Not only that, but a failure to consistently defend the value of human life in all of its manifestations is a failure which ultimately undermines all human rights. It does little good for someone to defend my right to free speech, my right to freedom of religion and other important but comparatively minor rights, unless that person also defends my right to be protected from others who would seek to kill me. If one is free to murder others and thereby deprive them of the right to live, then he can (by killing them) simultaneously deprive them of the ability to exercise any other rights they may have. Because it is such a fundamental right, the right to life is arguably the most important right of all. Those who deprive others of the right to life for reasons as flimsy as those which have been cited by defenders of legal abortion may not realize it, but they are engaged in an enterprise which ultimately jeopardizes every other right they might conceivably enjoy in the future.

The instinct for self-preservation has always been manifest by intense desire to protect one's progeny, even amongst lower life forms such as grizzly bears. (Many bear attacks against humans are attributable to their desire to protect their cubs.) There is something extremely unnatural about people who act in a manner which is the opposite of what one would expect from people who care about self-preservation.

If this were solely a matter of their own survival as individuals, then one might argue that they had a right to jeopardize their own survival or the perpetuation of the human species. But the issue has been misrepresented, by people who speciously argue that a woman has the right to control her own body. Such an argument is specious, indeed ludicrous, when one considers that the bodies people usually seek to kill at the local abortion clinic are not theirs.  A child is a stewardship, not a mere possession to do with what one will. (Talk about an extreme manifestation of the capitalistic impulse! Ayn Rand would be proud.)

Once a woman becomes pregnant, the question is not whether or not she will become a parent. Biologically, she already is a parent, so she already is a parent (as is the man who inseminated her); the only question is whether or not the two parents will maturely accept the fact that parenthood comes with certain responsibilities.

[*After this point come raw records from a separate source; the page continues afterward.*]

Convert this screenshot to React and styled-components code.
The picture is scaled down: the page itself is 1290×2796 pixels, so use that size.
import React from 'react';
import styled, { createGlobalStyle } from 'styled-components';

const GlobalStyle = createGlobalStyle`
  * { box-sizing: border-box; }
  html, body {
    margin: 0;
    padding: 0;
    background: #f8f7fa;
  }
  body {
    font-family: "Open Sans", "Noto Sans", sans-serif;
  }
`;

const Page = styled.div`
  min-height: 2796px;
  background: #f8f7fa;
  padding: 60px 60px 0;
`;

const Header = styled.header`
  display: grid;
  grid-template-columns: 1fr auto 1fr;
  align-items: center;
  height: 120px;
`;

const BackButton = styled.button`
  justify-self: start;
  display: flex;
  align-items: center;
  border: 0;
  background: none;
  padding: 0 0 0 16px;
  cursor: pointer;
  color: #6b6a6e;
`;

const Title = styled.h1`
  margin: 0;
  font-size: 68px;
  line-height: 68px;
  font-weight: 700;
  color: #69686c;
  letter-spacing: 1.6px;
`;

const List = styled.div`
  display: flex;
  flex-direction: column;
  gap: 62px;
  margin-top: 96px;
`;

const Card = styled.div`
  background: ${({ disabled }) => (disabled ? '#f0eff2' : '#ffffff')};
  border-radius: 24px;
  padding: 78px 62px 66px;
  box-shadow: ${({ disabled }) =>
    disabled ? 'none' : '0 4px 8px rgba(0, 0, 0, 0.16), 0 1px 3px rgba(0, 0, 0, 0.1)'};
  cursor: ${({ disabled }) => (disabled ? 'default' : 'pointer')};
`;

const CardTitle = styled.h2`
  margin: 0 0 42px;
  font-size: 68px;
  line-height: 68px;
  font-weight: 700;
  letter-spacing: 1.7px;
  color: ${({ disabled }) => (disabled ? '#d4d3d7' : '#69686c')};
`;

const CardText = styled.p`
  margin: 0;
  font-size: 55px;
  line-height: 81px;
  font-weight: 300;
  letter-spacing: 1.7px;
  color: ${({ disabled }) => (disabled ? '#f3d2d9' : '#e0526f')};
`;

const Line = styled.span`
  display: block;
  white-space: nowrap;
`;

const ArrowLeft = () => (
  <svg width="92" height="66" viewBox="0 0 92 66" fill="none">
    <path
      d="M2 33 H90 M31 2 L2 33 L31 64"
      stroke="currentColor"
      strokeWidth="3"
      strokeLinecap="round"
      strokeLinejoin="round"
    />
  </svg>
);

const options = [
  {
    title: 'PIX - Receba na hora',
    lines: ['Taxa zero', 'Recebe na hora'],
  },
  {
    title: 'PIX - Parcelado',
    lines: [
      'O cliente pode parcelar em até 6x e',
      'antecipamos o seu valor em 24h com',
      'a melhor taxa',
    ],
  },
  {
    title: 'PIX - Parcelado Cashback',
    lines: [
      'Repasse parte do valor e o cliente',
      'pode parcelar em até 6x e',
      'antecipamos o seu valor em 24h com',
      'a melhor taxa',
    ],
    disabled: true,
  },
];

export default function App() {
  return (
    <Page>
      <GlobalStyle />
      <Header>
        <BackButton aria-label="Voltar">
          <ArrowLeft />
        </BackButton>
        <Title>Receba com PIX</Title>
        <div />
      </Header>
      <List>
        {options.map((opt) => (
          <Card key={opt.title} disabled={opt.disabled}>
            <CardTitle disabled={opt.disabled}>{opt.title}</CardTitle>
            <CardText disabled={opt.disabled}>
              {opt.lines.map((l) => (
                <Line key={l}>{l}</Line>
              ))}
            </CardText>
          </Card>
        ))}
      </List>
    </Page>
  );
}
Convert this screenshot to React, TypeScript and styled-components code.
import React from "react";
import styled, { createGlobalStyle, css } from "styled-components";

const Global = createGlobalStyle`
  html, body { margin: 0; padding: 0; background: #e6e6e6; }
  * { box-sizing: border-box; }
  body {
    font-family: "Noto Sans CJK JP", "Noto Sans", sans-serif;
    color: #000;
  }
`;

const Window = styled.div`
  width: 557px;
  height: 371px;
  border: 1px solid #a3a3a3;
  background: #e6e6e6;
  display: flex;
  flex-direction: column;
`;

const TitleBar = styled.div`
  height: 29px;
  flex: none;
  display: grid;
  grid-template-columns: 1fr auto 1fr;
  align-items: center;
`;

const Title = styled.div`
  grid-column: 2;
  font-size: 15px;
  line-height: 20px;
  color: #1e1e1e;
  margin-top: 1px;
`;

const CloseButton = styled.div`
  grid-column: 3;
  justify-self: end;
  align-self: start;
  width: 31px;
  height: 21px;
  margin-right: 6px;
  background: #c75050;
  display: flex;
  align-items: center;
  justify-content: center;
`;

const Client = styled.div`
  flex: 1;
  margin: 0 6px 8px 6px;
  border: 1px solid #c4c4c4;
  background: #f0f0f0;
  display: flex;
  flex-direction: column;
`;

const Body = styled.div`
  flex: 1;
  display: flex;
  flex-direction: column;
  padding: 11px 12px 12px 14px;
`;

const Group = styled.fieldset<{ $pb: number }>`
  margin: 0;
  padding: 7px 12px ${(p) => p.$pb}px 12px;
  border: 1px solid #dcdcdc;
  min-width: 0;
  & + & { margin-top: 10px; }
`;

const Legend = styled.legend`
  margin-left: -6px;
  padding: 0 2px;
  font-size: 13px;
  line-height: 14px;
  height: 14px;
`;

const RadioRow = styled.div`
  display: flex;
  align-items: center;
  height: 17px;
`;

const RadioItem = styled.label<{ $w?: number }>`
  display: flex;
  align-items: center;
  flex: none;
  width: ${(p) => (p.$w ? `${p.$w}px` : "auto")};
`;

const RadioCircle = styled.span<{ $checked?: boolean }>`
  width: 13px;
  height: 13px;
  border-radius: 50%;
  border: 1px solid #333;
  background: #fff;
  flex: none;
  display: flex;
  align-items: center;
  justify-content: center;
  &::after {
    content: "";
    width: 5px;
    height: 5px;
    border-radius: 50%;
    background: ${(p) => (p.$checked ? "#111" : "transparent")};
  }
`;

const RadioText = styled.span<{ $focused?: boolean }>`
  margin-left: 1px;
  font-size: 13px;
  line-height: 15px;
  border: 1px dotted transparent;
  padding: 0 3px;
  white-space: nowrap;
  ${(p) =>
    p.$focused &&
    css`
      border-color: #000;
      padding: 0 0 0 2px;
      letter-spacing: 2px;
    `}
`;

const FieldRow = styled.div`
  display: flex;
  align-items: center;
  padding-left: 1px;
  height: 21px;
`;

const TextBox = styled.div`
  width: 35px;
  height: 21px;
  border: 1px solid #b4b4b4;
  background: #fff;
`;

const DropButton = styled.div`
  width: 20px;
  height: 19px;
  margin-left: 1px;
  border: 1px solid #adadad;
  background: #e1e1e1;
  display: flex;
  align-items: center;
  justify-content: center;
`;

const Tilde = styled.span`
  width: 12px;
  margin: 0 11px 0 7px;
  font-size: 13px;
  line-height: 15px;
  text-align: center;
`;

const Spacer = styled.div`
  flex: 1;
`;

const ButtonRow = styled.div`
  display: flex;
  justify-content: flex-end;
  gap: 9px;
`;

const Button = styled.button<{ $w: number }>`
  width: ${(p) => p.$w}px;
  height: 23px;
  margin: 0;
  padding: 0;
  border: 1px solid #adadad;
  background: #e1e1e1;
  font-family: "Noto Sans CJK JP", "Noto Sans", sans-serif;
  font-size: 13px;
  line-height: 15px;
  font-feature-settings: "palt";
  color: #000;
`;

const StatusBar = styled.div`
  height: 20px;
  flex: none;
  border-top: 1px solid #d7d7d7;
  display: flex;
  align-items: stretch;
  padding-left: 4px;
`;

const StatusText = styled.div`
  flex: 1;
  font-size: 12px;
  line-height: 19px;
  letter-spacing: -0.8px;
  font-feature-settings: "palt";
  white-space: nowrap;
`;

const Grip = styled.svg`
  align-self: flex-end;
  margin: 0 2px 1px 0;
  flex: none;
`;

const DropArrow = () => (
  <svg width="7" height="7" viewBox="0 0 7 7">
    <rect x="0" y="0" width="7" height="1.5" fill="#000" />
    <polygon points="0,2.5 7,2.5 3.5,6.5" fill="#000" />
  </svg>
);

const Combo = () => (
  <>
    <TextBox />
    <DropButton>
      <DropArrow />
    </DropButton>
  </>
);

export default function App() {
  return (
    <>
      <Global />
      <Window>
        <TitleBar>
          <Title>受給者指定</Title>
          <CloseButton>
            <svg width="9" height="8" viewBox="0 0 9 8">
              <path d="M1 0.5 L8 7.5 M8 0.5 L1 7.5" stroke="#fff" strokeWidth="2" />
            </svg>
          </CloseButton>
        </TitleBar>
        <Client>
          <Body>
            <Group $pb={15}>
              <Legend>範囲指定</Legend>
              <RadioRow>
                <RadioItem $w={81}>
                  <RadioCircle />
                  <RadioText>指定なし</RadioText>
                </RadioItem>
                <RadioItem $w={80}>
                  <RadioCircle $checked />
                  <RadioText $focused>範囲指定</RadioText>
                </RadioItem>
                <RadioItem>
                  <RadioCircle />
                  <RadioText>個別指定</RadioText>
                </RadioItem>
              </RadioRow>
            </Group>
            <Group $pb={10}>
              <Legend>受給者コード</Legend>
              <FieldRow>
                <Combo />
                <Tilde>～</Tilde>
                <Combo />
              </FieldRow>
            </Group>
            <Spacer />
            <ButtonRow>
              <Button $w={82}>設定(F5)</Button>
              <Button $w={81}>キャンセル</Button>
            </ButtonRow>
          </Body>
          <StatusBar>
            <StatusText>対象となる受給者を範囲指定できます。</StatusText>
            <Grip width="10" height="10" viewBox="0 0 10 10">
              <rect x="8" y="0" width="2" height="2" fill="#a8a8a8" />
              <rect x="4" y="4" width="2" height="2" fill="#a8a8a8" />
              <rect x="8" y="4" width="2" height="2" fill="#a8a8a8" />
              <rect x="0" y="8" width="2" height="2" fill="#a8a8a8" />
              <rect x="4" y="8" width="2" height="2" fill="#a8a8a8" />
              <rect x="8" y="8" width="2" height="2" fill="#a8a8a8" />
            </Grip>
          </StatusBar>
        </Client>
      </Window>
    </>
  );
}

Ed and his cronies at MSNBC regularly refer to "the people" during their evening diatribes. Which people are they talking about, exactly? Funny, I don't recall going to them and asking them to speak for me. Last time I checked, I was a person. But of course, you have to keep in mind when such people use such phrases as "the people" that they don't feel any guilt when they treat millions of unborn children as if such unborn children are not real people whose lives are worthy of consideration. So basically, "people" is a term they feel free to redefine in whatever manner they deem politically expedient for the party. And if they think that it's expedient to promote stereotypes which ignore the diversity (one of their favorite words) of the Republican party, then who are the American people to think for themselves? If Ed Schultz insists on seeing me as one of those "rich Republicans", then who am I to point out that I've suffered as much from this poor economy as anyone else? Who am I to suggest that people so self-centered that they make all of their political decisions solely or primarily on the basis of how it affects their own pocketbooks are people unworthy of leadership positions, regardless of whether they are Republicans or Democrats? Who am I to suggest that we will all face God on the judgment day, or to suggest that it is unwise to neglect that consideration when making life choices which may very well influence God's judgment of each of us on that day?

Maybe, when it comes to civility (not to mention humility), people such as Ed Schultz, Rachel Maddow and others at MSNBC need to practice what they preach. But I'm not seeing it yet on MSNBC, and I doubt that I will anytime soon.